» **Request**
Up to and including the line with "number; date: string;", write out the listing from its first line, minus the pictures.

-.-.-

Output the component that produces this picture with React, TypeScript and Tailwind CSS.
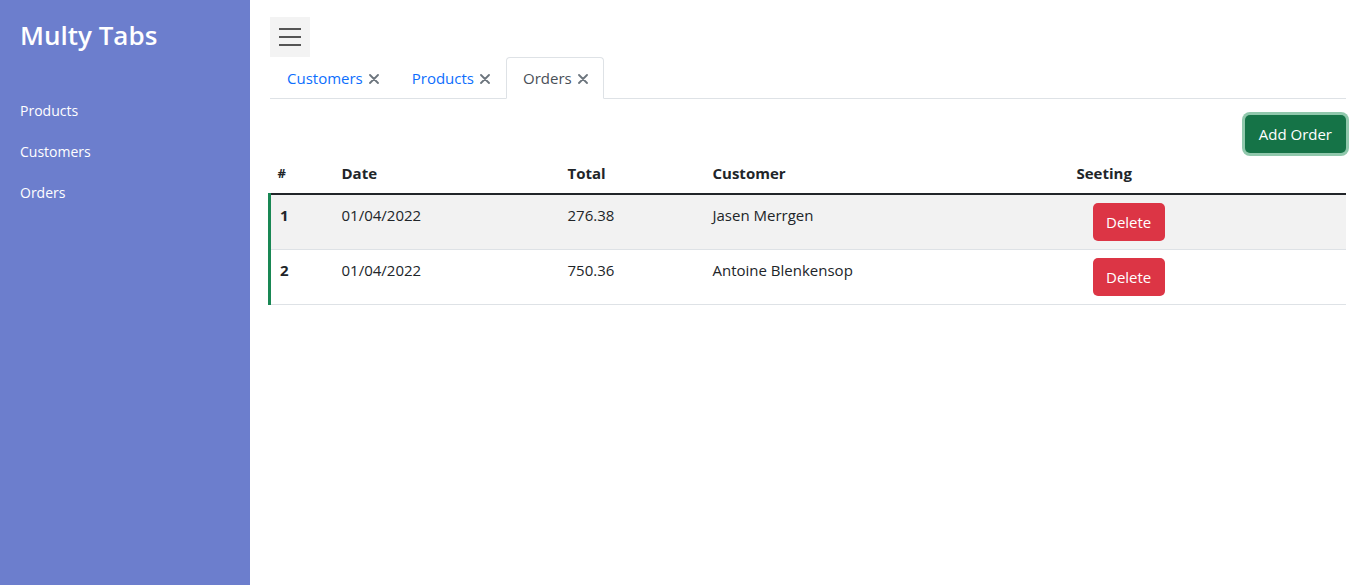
import React, { useState } from 'react';

type Order = { id: number; date: string; total: string; customer: string };

const orders: Order[] = [
  { id: 1, date: '01/04/2022', total: '276.38', customer: 'Jasen Merrgen' },
  { id: 2, date: '01/04/2022', total: '750.36', customer: 'Antoine Blenkensop' },
];

const tabs = ['Customers', 'Products', 'Orders'];

const CloseIcon = () => (
  <svg width="10" height="10" viewBox="0 0 10 10" className="mt-[1px]">
    <path d="M1 1L9 9M9 1L1 9" stroke="#6c757d" strokeWidth="1.8" strokeLinecap="round" />
  </svg>
);

const App: React.FC = () => {
  const [activeTab, setActiveTab] = useState('Orders');

  return (
    <div className="flex h-[585px] w-full overflow-hidden bg-white text-[#212529] font-['Open_Sans','Noto_Sans',sans-serif]">
      <aside className="w-[250px] shrink-0 bg-[#6c7ecd] px-5 pt-[16px]">
        <h1 className="text-[26px] font-semibold leading-[38px] text-white">Multy Tabs</h1>
        <nav className="mt-[46px] flex flex-col gap-[20px] text-[14px] leading-[21px] text-white">
          <a href="#">Products</a>
          <a href="#">Customers</a>
          <a href="#">Orders</a>
        </nav>
      </aside>

      <main className="flex-1 pl-5 pr-[18px] pt-[17px]">
        <button className="flex h-10 w-10 flex-col items-center justify-center gap-[6px] bg-[#f3f3f3]">
          <span className="block h-[2px] w-[22px] bg-[#555]" />
          <span className="block h-[2px] w-[22px] bg-[#555]" />
          <span className="block h-[2px] w-[22px] bg-[#555]" />
        </button>

        <ul className="flex border-b border-[#dee2e6] text-[15px] leading-[24px]">
          {tabs.map((t) => {
            const active = t === activeTab;
            return (
              <li key={t} className="-mb-px">
                <button
                  onClick={() => setActiveTab(t)}
                  className={
                    active
                      ? 'flex items-center gap-[6px] rounded-t-[4px] border border-[#dee2e6] border-b-white bg-white pl-4 pr-[15px] py-2 text-[#495057]'
                      : 'flex items-center gap-[6px] border border-transparent pl-4 pr-[15px] py-2 text-[#0d6efd]'
                  }
                >
                  {t}
                  <CloseIcon />
                </button>
              </li>
            );
          })}
        </ul>

        <div className="mt-[16px] flex justify-end">
          <button className="rounded-[5px] bg-[#157347] px-[14px] py-[7px] text-[15px] leading-[24px] text-white ring-[3px] ring-[#90c8ac]">
            Add Order
          </button>
        </div>

        <table className="-ml-[2px] w-[calc(100%+2px)] border-collapse text-[15px] leading-[24px]">
          <thead>
            <tr className="border-b-2 border-[#212529] text-left font-bold">
              <th className="w-[64px] p-2 text-[13px]">#</th>
              <th className="w-[226px] p-2">Date</th>
              <th className="w-[145px] p-2">Total</th>
              <th className="w-[364px] p-2">Customer</th>
              <th className="p-2">Seeting</th>
            </tr>
          </thead>
          <tbody>
            {orders.map((o, i) => (
              <tr key={o.id} className={`border-b border-[#dee2e6] ${i % 2 === 0 ? 'bg-[#f2f2f2]' : 'bg-white'}`}>
                <td className="border-l-[3px] border-[#198754] p-2 pl-[9px] align-top font-bold">{o.id}</td>
                <td className="p-2 align-top">{o.date}</td>
                <td className="p-2 align-top">{o.total}</td>
                <td className="p-2 align-top">{o.customer}</td>
                <td className="p-2 align-top">
                  <button className="ml-4 rounded-[5px] bg-[#dc3545] px-[13.5px] py-[7px] text-white">Delete</button>
                </td>
              </tr>
            ))}
          </tbody>
        </table>
      </main>
    </div>
  );
};

export default App;
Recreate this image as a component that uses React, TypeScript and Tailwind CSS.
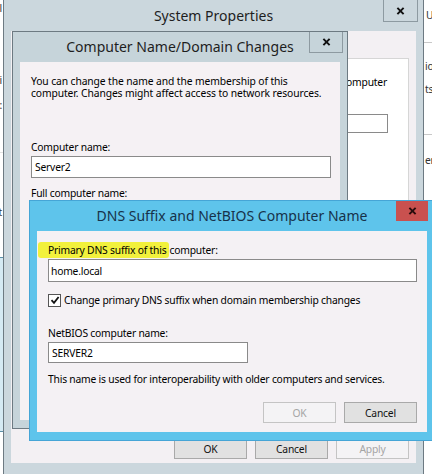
import React from 'react';

function CloseX() {
  return (
    <svg viewBox="0 0 10 9" className="h-[8px] w-[9px]">
      <path d="M1.5 1 L8.5 8 M8.5 1 L1.5 8" stroke="currentColor" strokeWidth="2.2" />
    </svg>
  );
}

function Button({ label, disabled }: { label: string; disabled?: boolean }) {
  return (
    <div
      className={
        disabled
          ? 'flex h-[21px] w-[73px] items-center justify-center border border-[#c4c4c4] bg-[#f4f3f5] text-[#a5a5a5]'
          : 'flex h-[21px] w-[73px] items-center justify-center border border-[#a9a9a9] bg-[#e1e1e1] text-[#111]'
      }
    >
      {label}
    </div>
  );
}

export default function App() {
  return (
    <div className="relative h-[474px] w-[432px] overflow-hidden bg-white font-[family-name:'Noto_Sans',sans-serif] text-[10.3px] leading-[14px] tracking-[-0.2px] text-black">
      {/* window behind, left edge */}
      <div className="absolute left-[-200px] top-[-1px] flex h-[480px] w-[204px] flex-col items-end border-r border-[#7b868c] bg-white text-[#333]">
        <div className="mt-[2px] pr-[1px]">Unl</div>
        <div className="mt-[58px] pr-[1px]">Edi</div>
        <div className="mt-[11px] pr-[1px]">Na:</div>
        <div className="mt-[40px] h-px w-full bg-[#e2e2e2]" />
        <div className="mt-[52px] pr-[1px]">Set</div>
        <div className="mt-[38px] h-[175px] w-full border-y border-[#5b8fa8] bg-[#d5eaf3]" />
      </div>

      {/* window behind, right edge */}
      <div className="absolute left-[424px] top-[-1px] flex h-[480px] w-[200px] flex-col bg-white text-[#333]">
        <div className="mt-[9px] pl-[2px]">User</div>
        <div className="mt-[20px] h-px w-full bg-[#c9c9c9]" />
        <div className="mt-[16px] pl-[1px]">ion</div>
        <div className="mt-[9px] pl-[1px]">ts</div>
        <div className="mt-[38px] h-px w-full bg-[#c9c9c9]" />
        <div className="mt-[18px] pl-[1px]">en</div>
      </div>

      {/* System Properties */}
      <div className="absolute left-[3px] top-[-1px] h-[480px] w-[421px] border border-[#6d7a82] bg-[#cbd7dd]">
        <div className="relative flex h-[31px] items-center justify-center text-[14px] tracking-normal text-[#1e1e1e]">
          System Properties
          <div className="absolute right-[5px] top-0 flex h-[22px] w-[35px] items-center justify-center border border-t-0 border-[#8d9aa1] text-[#111]">
            <CloseX />
          </div>
        </div>
        <div className="mx-[7px] flex h-[432px] flex-col bg-[#f3f0f3]">
          <div className="ml-[7px] mr-[7px] mt-[27px] flex h-[370px] flex-col border border-[#d6d6d6] bg-white">
            <div className="flex justify-end whitespace-nowrap pr-[21px] pt-[16px]">
              Windows uses the following information to identify your computer
            </div>
            <div className="pl-[12px]">on the network.</div>
            <div className="mt-[11px] flex justify-end pr-[20px]">
              <div className="h-[19px] w-[220px] border border-[#8a8a8a] bg-white" />
            </div>
          </div>
          <div className="mt-[10px] flex justify-end gap-[8px] pr-[7px]">
            <Button label="OK" />
            <Button label="Cancel" />
            <Button label="Apply" disabled />
          </div>
        </div>
      </div>

      {/* Computer Name/Domain Changes */}
      <div className="absolute left-[12px] top-[31px] h-[398px] w-[336px] border border-[#6d7a82] bg-[#c6d4da]">
        <div className="relative flex h-[30px] items-center justify-center text-[14px] tracking-normal text-[#1e1e1e]">
          Computer Name/Domain Changes
          <div className="absolute right-[4px] top-0 flex h-[21px] w-[34px] items-center justify-center border border-t-0 border-[#8d9aa1] text-[#111]">
            <CloseX />
          </div>
        </div>
        <div className="mx-[7px] flex h-[358px] flex-col bg-[#f5f1f4] pl-[11px] pt-[13px]">
          <p className="leading-[12px] tracking-[-0.1px]">
            You can change the name and the membership of this
            <br />
            computer. Changes might affect access to network resources.
          </p>
          <div className="mt-[41px]">Computer name:</div>
          <div className="mt-[2px] flex h-[22px] w-[300px] items-center border border-[#8a8a8a] bg-white pl-[3px]">
            Server2
          </div>
          <div className="mt-[8px]">Full computer name:</div>
        </div>
      </div>

      {/* DNS Suffix and NetBIOS Computer Name */}
      <div className="absolute left-[29px] top-[200px] h-[241px] w-[406px] border border-[#45a5d6] bg-[#5ec4eb]">
        <div className="relative flex h-[30px] items-center justify-center text-[14px] tracking-normal text-[#17324a]">
          DNS Suffix and NetBIOS Computer Name
          <div className="absolute right-[6px] top-0 flex h-[20px] w-[32px] items-center justify-center bg-[#c9514f] text-[#2a0d0d]">
            <CloseX />
          </div>
        </div>
        <div className="mx-[7px] flex h-[201px] flex-col bg-[#f4f1f4] pl-[11px] pr-[10px] pt-[12px]">
          <div className="whitespace-nowrap">
            <span className="-ml-[10px] rounded-[3px] bg-[#f2f13c] py-[1px] pl-[10px] pr-[3px]">
              Primary DNS suffix of this
            </span>
            computer:
          </div>
          <div className="mt-[2px] flex h-[23px] w-[369px] items-center border border-[#8a8a8a] bg-white pl-[2px]">
            home.local
          </div>
          <label className="mt-[11px] flex items-center gap-[3px]">
            <span className="flex h-[13px] w-[13px] items-center justify-center border border-[#555] bg-white">
              <svg viewBox="0 0 10 10" className="h-[10px] w-[10px]">
                <path d="M1.5 5.2 L4 7.8 L8.6 2" fill="none" stroke="#111" strokeWidth="1.8" />
              </svg>
            </span>
            Change primary DNS suffix when domain membership changes
          </label>
          <div className="mt-[19px]">NetBIOS computer name:</div>
          <div className="mt-[2px] flex h-[21px] w-[200px] items-center border border-[#8a8a8a] bg-white pl-[3px]">
            SERVER2
          </div>
          <div className="mt-[9px]">This name is used for interoperability with older computers and services.</div>
          <div className="mt-[16px] flex justify-end gap-[8px]">
            <Button label="OK" disabled />
            <Button label="Cancel" />
          </div>
        </div>
      </div>
    </div>
  );
}
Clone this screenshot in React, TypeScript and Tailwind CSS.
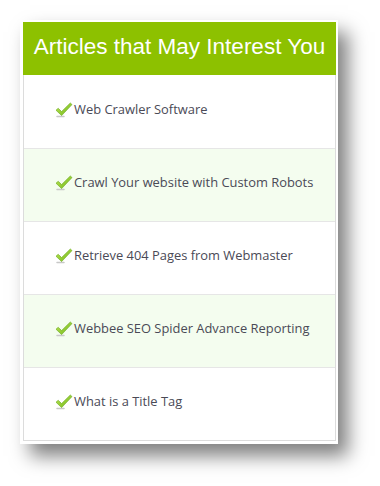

-.-.-

» **The answer**
Output the component that produces this picture with React, TypeScript and Tailwind CSS.
import React, { useState } from 'react';

type Order = { id: number; date: string; total: string; customer: string };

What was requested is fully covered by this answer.